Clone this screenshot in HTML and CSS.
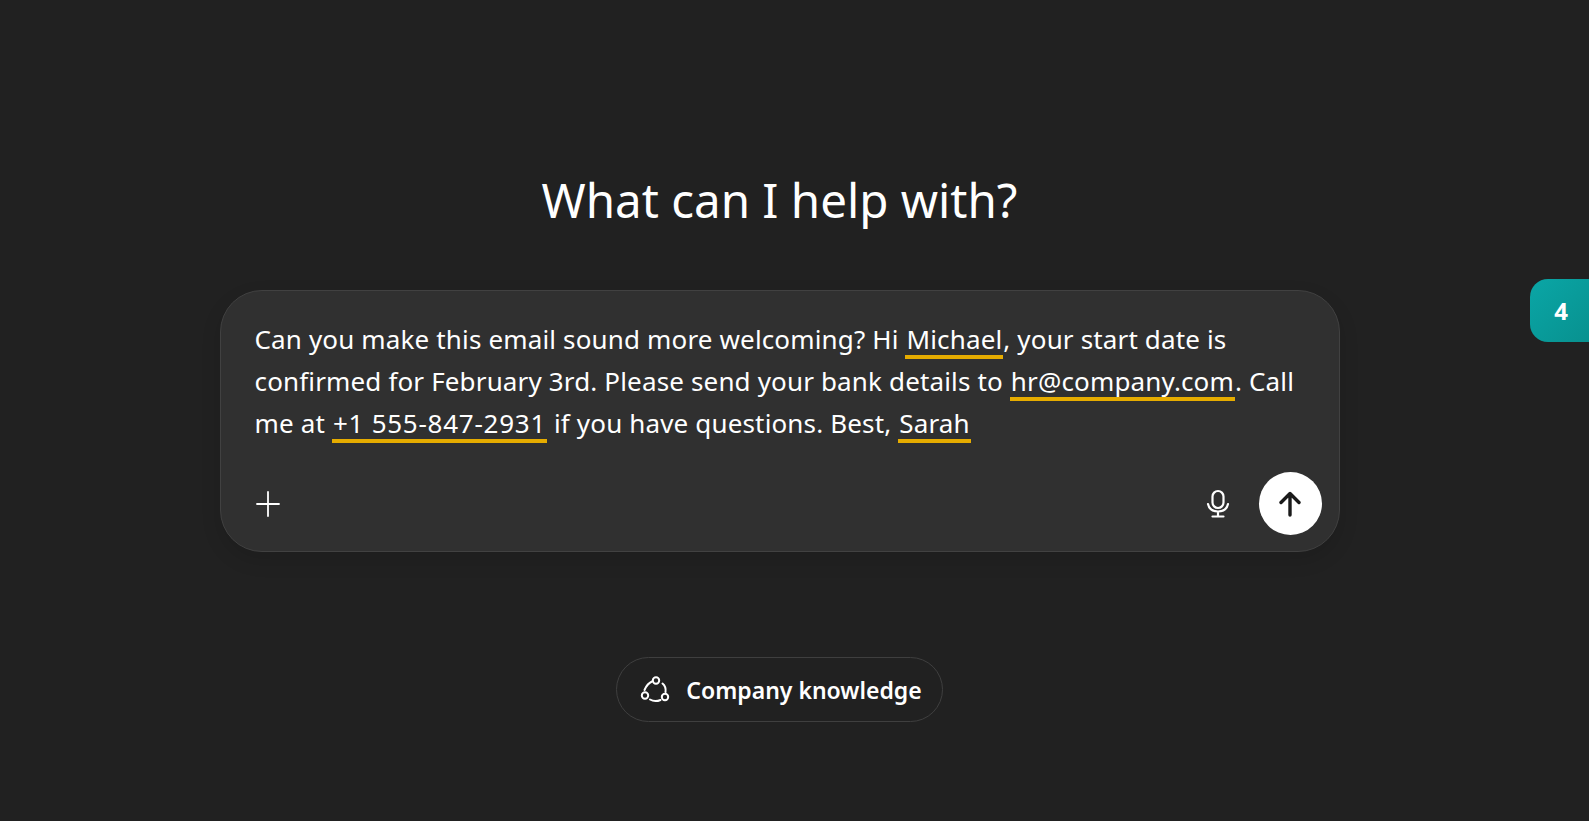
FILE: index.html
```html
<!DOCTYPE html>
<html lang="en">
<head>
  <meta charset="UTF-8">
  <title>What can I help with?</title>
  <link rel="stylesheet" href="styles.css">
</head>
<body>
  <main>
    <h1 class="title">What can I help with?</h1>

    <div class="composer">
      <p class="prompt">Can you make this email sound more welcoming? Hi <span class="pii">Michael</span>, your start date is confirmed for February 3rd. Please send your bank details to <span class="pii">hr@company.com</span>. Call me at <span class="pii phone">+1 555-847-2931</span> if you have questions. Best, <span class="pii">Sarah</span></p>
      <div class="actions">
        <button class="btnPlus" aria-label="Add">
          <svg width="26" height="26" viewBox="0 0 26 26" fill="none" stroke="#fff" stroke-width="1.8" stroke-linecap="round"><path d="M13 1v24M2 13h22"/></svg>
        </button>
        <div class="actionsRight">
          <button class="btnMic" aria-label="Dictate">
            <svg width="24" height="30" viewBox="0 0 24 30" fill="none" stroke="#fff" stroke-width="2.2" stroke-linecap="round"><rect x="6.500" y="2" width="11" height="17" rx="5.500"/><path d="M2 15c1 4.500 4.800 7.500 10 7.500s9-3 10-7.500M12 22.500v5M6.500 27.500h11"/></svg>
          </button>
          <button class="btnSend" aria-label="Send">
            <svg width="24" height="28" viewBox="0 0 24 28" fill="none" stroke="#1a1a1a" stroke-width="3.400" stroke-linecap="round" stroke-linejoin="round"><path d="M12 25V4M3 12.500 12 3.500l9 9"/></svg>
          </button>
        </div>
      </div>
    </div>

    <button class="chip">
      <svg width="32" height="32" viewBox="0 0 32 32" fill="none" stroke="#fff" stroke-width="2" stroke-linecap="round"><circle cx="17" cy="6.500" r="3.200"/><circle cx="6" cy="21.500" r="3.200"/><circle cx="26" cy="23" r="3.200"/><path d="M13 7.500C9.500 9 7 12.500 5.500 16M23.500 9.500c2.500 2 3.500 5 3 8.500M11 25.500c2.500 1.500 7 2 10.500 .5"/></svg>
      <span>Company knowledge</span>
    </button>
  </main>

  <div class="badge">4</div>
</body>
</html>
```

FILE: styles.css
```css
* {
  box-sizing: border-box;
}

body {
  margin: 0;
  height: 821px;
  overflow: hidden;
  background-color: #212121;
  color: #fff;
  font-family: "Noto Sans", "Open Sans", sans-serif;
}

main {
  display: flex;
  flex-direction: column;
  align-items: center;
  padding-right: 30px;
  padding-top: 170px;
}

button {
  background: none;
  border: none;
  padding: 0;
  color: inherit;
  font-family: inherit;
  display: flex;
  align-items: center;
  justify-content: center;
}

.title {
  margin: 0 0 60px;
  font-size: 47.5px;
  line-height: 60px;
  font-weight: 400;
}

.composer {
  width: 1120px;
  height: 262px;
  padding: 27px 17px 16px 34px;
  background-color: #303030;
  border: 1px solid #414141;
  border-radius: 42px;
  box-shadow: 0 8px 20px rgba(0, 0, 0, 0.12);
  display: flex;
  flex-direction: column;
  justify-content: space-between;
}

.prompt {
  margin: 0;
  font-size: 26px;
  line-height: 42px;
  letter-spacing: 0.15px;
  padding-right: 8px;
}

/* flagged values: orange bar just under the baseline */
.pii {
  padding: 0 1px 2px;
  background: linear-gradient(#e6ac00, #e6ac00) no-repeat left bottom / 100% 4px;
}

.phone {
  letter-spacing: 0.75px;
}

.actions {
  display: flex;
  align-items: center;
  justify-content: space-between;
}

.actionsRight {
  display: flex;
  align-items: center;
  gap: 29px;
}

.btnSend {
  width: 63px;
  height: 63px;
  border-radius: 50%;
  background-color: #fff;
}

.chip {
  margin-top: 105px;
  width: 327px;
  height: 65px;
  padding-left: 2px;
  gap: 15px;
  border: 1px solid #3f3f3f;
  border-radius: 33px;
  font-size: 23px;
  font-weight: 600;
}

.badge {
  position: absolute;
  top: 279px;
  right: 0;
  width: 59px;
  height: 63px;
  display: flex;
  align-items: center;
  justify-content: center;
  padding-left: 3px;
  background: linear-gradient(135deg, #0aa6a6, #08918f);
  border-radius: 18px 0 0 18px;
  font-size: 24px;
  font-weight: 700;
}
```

##############################

### Set problem:
Quote the data exactly, leaving every image out of the copy.

### Response to the task:
Clone this screenshot in HTML and CSS.
FILE: index.html
```html
<!DOCTYPE html>
<html lang="en">
<head>
  <meta charset="UTF-8">
  <title>What can I help with?</title>
  <link rel="stylesheet" href="styles.css">
</head>
<body>
  <main>
    <h1 class="title">What can I help with?</h1>

    <div class="composer">
      <p class="prompt">Can you make this email sound more welcoming? Hi <span class="pii">Michael</span>, your start date is confirmed for February 3rd. Please send your bank details to <span class="pii">hr@company.com</span>. Call me at <span class="pii phone">+1 555-847-2931</span> if you have questions. Best, <span class="pii">Sarah</span></p>
      <div class="actions">
        <button class="btnPlus" aria-label="Add">
          <svg width="26" height="26" viewBox="0 0 26 26" fill="none" stroke="#fff" stroke-width="1.8" stroke-linecap="round"><path d="M13 1v24M2 13h22"/></svg>
        </button>
        <div class="actionsRight">
          <button class="btnMic" aria-label="Dictate">
            <svg width="24" height="30" viewBox="0 0 24 30" fill="none" stroke="#fff" stroke-width="2.2" stroke-linecap="round"><rect x="6.500" y="2" width="11" height="17" rx="5.500"/><path d="M2 15c1 4.500 4.800 7.500 10 7.500s9-3 10-7.500M12 22.500v5M6.500 27.500h11"/></svg>
          </button>
          <button class="btnSend" aria-label="Send">
            <svg width="24" height="28" viewBox="0 0 24 28" fill="none" stroke="#1a1a1a" stroke-width="3.400" stroke-linecap="round" stroke-linejoin="round"><path d="M12 25V4M3 12.500 12 3.500l9 9"/></svg>
          </button>
        </div>
      </div>
    </div>

    <button class="chip">
      <svg width="32" height="32" viewBox="0 0 32 32" fill="none" stroke="#fff" stroke-width="2" stroke-linecap="round"><circle cx="17" cy="6.500" r="3.200"/><circle cx="6" cy="21.500" r="3.200"/><circle cx="26" cy="23" r="3.200"/><path d="M13 7.500C9.500 9 7 12.500 5.500 16M23.500 9.500c2.500 2 3.500 5 3 8.500M11 25.500c2.500 1.500 7 2 10.500 .5"/></svg>
      <span>Company knowledge</span>
    </button>
  </main>

  <div class="badge">4</div>
</body>
</html>
```

FILE: styles.css
```css
* {
  box-sizing: border-box;
}

body {
  margin: 0;
  height: 821px;
  overflow: hidden;
  background-color: #212121;
  color: #fff;
  font-family: "Noto Sans", "Open Sans", sans-serif;
}

main {
  display: flex;
  flex-direction: column;
  align-items: center;
  padding-right: 30px;
  padding-top: 170px;
}

button {
  background: none;
  border: none;
  padding: 0;
  color: inherit;
  font-family: inherit;
  display: flex;
  align-items: center;
  justify-content: center;
}

.title {
  margin: 0 0 60px;
  font-size: 47.5px;
  line-height: 60px;
  font-weight: 400;
}

.composer {
  width: 1120px;
  height: 262px;
  padding: 27px 17px 16px 34px;
  background-color: #303030;
  border: 1px solid #414141;
  border-radius: 42px;
  box-shadow: 0 8px 20px rgba(0, 0, 0, 0.12);
  display: flex;
  flex-direction: column;
  justify-content: space-between;
}

.prompt {
  margin: 0;
  font-size: 26px;
  line-height: 42px;
  letter-spacing: 0.15px;
  padding-right: 8px;
}

/* flagged values: orange bar just under the baseline */
.pii {
  padding: 0 1px 2px;
  background: linear-gradient(#e6ac00, #e6ac00) no-repeat left bottom / 100% 4px;
}

.phone {
  letter-spacing: 0.75px;
}

.actions {
  display: flex;
  align-items: center;
  justify-content: space-between;
}

.actionsRight {
  display: flex;
  align-items: center;
  gap: 29px;
}

.btnSend {
  width: 63px;
  height: 63px;
  border-radius: 50%;
  background-color: #fff;
}

.chip {
  margin-top: 105px;
  width: 327px;
  height: 65px;
  padding-left: 2px;
  gap: 15px;
  border: 1px solid #3f3f3f;
  border-radius: 33px;
  font-size: 23px;
  font-weight: 600;
}

.badge {
  position: absolute;
  top: 279px;
  right: 0;
  width: 59px;
  height: 63px;
  display: flex;
  align-items: center;
  justify-content: center;
  padding-left: 3px;
  background: linear-gradient(135deg, #0aa6a6, #08918f);
  border-radius: 18px 0 0 18px;
  font-size: 24px;
  font-weight: 700;
}
```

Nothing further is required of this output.